What is expected = Report only the number of lines in this material that include "React".

Extracted records =
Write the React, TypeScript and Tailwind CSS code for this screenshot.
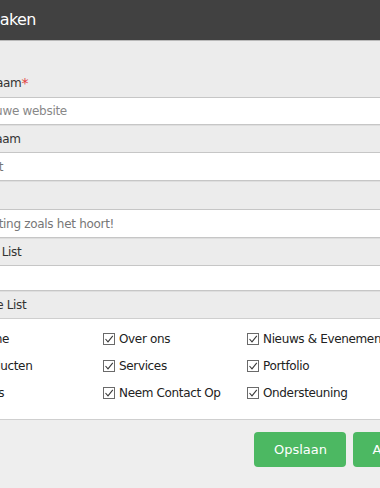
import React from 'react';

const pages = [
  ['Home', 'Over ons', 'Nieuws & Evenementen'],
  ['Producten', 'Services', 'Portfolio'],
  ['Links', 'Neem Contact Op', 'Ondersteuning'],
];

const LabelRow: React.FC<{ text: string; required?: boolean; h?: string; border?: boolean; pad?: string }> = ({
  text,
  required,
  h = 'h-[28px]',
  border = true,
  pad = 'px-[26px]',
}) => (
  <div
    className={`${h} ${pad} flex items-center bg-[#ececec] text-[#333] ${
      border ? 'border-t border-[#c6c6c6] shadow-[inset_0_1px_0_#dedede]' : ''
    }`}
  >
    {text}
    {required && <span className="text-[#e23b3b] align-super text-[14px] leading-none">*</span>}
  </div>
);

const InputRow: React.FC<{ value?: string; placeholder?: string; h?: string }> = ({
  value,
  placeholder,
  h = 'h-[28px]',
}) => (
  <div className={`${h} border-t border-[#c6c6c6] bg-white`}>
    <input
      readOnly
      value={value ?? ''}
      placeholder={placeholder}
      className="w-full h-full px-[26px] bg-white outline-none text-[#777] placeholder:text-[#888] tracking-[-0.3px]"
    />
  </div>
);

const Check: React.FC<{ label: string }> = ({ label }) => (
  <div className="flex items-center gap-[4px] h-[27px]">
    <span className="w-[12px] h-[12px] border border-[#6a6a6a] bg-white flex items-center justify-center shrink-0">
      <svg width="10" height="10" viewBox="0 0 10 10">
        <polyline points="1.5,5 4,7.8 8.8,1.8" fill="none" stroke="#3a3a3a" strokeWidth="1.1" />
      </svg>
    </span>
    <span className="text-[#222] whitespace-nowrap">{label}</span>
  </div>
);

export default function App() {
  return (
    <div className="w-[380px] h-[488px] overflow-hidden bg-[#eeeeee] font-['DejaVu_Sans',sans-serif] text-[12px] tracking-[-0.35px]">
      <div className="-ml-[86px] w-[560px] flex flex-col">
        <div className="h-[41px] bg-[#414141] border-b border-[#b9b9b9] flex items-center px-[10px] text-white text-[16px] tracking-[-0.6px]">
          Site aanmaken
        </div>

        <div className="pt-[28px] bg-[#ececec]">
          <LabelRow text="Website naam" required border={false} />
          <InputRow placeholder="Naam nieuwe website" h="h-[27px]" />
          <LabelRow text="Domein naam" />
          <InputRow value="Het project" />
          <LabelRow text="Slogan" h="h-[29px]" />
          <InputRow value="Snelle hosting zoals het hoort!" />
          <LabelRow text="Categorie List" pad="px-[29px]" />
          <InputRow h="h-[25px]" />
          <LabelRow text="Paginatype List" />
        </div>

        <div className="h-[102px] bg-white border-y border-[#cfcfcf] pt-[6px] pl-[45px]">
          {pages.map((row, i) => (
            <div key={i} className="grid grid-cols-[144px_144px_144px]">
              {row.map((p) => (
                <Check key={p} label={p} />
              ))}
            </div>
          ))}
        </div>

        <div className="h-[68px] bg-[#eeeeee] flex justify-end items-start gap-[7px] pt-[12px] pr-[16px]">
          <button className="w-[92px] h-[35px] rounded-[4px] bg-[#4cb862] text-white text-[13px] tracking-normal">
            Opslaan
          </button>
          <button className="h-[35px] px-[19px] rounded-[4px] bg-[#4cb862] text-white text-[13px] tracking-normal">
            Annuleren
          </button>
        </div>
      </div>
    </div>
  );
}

...

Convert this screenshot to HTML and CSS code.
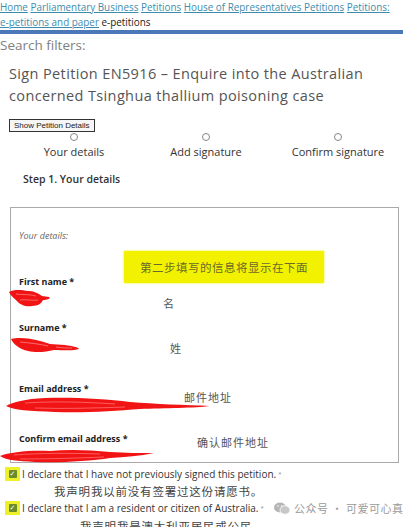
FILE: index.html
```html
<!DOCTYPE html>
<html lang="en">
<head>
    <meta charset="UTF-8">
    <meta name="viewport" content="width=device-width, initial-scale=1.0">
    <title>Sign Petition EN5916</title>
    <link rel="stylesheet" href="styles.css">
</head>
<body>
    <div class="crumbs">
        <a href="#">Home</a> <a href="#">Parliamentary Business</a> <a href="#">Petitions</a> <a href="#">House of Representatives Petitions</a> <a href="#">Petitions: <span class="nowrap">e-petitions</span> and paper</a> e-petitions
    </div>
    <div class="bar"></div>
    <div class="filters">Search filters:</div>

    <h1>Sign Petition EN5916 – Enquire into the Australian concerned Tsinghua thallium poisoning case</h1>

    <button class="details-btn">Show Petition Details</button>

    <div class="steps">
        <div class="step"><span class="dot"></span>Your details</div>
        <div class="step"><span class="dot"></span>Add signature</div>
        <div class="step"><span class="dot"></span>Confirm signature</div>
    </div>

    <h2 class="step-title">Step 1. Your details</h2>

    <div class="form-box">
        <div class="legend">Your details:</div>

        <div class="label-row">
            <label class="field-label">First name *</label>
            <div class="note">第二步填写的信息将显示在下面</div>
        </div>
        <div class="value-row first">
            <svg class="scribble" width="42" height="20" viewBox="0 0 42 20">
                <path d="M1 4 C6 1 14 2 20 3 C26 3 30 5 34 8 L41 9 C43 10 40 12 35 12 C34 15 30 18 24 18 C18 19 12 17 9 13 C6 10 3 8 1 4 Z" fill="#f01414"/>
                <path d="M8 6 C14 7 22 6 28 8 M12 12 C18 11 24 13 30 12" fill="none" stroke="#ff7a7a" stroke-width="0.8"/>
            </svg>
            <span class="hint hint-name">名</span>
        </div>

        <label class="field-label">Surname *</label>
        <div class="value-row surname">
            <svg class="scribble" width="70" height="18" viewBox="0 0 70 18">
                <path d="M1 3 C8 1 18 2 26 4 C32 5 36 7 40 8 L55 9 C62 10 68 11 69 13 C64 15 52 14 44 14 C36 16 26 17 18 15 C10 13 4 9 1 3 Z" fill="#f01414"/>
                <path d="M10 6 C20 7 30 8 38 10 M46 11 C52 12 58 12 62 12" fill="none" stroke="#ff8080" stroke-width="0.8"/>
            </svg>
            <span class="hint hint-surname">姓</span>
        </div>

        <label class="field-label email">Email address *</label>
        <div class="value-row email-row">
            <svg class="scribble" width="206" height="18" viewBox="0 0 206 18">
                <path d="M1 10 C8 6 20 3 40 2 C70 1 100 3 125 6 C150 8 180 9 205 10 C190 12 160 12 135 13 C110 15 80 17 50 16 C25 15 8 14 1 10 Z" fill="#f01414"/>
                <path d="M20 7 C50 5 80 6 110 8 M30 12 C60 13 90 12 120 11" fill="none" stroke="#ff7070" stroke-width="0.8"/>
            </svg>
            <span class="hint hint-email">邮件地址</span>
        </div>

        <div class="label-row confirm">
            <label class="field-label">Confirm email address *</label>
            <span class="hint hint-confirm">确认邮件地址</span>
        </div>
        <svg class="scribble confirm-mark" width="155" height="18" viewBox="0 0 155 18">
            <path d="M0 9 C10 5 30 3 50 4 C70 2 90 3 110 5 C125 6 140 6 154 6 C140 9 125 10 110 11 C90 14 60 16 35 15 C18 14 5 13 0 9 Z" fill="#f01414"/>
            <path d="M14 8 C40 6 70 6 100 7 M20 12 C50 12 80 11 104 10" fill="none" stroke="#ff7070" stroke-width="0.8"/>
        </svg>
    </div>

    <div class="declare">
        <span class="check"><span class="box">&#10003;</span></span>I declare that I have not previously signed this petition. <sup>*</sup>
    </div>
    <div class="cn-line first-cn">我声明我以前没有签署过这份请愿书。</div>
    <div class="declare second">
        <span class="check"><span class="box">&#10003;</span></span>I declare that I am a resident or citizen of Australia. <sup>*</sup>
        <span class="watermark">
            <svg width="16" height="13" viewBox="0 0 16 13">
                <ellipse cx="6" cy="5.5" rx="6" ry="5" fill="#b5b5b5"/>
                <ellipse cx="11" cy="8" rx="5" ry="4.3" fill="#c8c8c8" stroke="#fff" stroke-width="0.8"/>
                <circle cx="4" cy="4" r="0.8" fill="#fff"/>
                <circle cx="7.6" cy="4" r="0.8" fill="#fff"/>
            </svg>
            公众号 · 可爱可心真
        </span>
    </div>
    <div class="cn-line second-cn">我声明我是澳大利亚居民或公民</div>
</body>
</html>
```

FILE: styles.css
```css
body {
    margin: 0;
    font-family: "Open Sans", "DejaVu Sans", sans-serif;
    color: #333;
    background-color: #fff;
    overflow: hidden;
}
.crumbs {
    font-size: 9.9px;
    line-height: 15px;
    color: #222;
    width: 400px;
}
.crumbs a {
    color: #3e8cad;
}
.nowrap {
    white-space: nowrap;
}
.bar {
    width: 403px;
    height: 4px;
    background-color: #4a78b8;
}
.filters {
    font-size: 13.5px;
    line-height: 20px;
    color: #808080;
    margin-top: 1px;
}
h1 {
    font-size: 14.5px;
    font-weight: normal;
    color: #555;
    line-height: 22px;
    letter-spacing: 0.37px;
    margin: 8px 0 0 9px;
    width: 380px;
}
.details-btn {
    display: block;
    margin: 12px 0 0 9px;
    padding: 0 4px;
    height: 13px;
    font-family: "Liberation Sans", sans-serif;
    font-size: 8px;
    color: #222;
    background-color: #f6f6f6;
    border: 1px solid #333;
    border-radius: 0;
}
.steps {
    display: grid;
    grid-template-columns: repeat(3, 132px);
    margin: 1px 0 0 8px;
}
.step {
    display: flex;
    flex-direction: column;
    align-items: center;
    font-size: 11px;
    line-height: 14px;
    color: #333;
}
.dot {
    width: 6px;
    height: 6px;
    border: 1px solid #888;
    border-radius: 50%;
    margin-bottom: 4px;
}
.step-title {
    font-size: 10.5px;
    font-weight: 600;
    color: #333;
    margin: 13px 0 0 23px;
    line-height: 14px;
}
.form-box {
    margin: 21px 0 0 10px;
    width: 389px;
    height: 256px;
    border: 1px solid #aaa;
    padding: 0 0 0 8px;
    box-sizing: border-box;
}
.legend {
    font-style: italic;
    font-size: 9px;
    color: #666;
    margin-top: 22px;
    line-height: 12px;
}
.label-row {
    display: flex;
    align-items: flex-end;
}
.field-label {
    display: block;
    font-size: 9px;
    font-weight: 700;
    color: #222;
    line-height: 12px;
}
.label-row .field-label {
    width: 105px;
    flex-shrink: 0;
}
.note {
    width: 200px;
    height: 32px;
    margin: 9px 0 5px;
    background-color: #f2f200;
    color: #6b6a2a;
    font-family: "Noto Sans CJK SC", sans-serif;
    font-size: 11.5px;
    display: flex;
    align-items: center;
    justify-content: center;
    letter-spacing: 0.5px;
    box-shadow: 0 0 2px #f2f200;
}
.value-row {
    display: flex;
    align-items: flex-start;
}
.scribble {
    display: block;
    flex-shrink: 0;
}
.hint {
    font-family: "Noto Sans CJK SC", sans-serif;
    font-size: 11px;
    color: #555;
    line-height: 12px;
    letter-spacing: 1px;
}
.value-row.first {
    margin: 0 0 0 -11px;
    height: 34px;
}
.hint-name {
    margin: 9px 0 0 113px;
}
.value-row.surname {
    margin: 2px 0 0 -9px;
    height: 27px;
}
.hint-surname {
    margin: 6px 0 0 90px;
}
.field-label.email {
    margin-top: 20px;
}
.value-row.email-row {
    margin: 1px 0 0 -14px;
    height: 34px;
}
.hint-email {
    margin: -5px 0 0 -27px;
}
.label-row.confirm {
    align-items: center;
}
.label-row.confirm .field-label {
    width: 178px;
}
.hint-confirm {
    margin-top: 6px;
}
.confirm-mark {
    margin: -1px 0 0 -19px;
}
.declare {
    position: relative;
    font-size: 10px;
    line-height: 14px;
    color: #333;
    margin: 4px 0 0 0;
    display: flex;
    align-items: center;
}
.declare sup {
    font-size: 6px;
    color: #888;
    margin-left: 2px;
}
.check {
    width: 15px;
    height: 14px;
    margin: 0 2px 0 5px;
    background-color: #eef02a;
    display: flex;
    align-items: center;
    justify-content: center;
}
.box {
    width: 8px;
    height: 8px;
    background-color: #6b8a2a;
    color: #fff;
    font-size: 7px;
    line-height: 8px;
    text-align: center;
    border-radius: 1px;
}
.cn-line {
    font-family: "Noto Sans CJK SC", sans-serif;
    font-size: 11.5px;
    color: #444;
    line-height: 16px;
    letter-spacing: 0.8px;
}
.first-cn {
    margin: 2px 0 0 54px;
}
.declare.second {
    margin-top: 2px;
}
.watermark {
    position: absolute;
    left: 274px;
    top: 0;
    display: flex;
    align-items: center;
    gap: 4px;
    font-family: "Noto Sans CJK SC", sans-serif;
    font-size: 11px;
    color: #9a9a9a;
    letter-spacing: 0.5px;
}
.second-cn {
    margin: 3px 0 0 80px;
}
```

Answer below = 5